As one of our community's great treasures, The Gateway generates retail, office and residential momentum that continues to transform the western half of downtown. Since it opened, The Gateway has served as one of Utah's most successful mixed-use developments and premiere shopping destinations. This will continue. The Gateway is critical to Salt Lake City's continued success and a fundamental part of our past, present and future.

Amenities like the Olympic Legacy Plaza, Discovery Gateway, the Clark Planetarium and Megaplex 12 set The Gateway apart from other shopping destinations. Retailers like Urban Outfitters, Anthropologie, Z Gallerie, the Apple Store, and Ambercrombie & Fitch create a distinct shopping experience. Underscoring The Gateway's continued vitality, new stores including Bettie Page, Epic Board Shop, Francesca's Collection and G-Star Raw have recently opened or been announced.

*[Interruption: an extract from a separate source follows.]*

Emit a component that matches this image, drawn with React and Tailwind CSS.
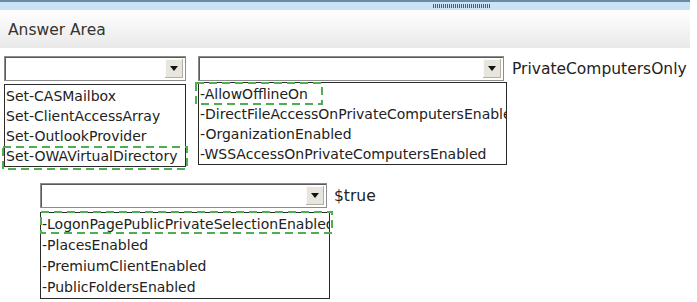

Our optimism about the future of The Gateway is also driven by the way it is integrated into the larger neighborhood. The Gateway has a symbiotic relationship with the Utah Jazz and EnergySolutions Arena. The LDS Business College and the BYU Extension at the Triad Center bring students and faculty to the neighborhood. The Hyatt Place Hotel opened at The Gateway a few years ago, and the next phase of office development, Gateway Six, is scheduled to open in June with 100 percent occupancy.

We are also confident about The Gateway's long-term success because of leadership from property owners. Inland Western and The Boyer Company should be credited for their past investments and their commitment to our community. The have built a retail center that will stand the test of time. We stand with them.

We also stand with the independent merchants who are building local businesses throughout the rest of downtown. The urban renaissance inspired by Downtown Rising extends to the nearly 100 downtown store-front businesses that have opened their doors in the past three years. They are an essential part of downtown's story. Linked by a free-fare TRAX zone, complemented by cultural amenities, supported by 30,000 parking spaces and 70,000 daily commuters, downtown truly is on the rise. With plans for a performing arts center, convention headquarters hotel, street car system, public market, film and media center, new office towers, and thousands of new residents, downtown's future is bright.

The waves that may come from this rising tide are not unexpected. We have been preparing for the opening of City Creek Center for years, and the ribbon cutting on March 22 has been highly anticipated. It is part of the inevitable change that drives any dynamic community.

The goal for city officials and business leaders is to manage inevitable change in ways that ultimately strengthen the larger community. We will continue to adapt to changing economic dynamics and shifting demographics as we thoughtfully plan for the future. As we celebrate the opening of City Creek Center this week it is helpful to note that it is but one more chapter in the larger story of Utah's capital city.

Lane Beattie is president and CEO of the Salt Lake Chamber; Jason Mathis is executive director of the Downtown Alliance.